A most important part, and one entirely new is presented to you in this lesson. It is an explanation of the “Laws of Physics and Sound” as related to the human voice.
This subject is purely theoretical. In itself, alone, it will not help you to improve your voice. The theoretical parts of the lessons were written for the purpose of explaining and proving this discovery. To do this, it has been necessary to state technical facts, to separate and show the specific action and purpose of the DIFFERENT muscles, cartilages and bones that make up the vocal organism. In doing this, we have, as far as possible, avoided technical expressions that the student might easier understand at a reading, that which the expert and the physiologist spent a lifetime in acquiring.
To state that such and such things are so, while true, is not sufficient, for it does not prove the case. What has been shown is the true cause of strong and weak, of perfect and imperfect voices. The flaw has been located that limits the power and beauty of the human voice. This discovery has been subjected to every law of physics, anatomy and mechanics, and have been proven mathematically correct. Furthermore, it has been proven to be infallible in practice in countless student tests.
Before a defect can be remedied, we must find it. In the case of the human voice, both the defect and the remedy have been found, and now every voice may be developed to the utmost of which it is capable.
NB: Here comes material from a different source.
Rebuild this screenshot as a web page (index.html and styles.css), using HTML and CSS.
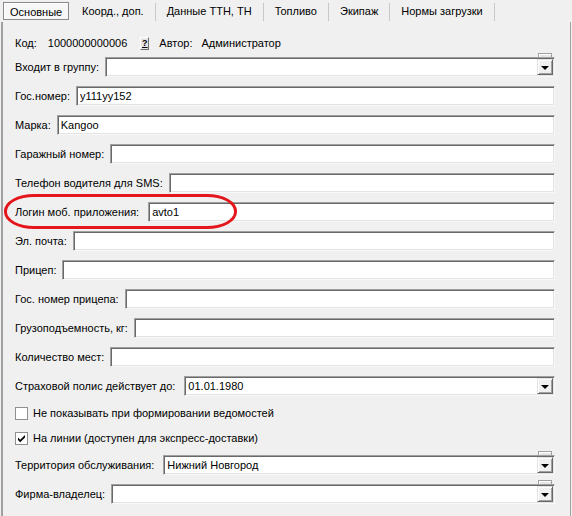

These lessons reveal the defect in a way that all who read with care will recognize. While every student should read these explanations and become acquainted with his/her own vocal organ and its defects, there is no claim that the voice can be corrected merely by reading them. The exercises will do that.
Knowledge is power. When the student knows what must be done and how to do it, he has only to PERSEVERE in the doing to accomplish his greatest desires.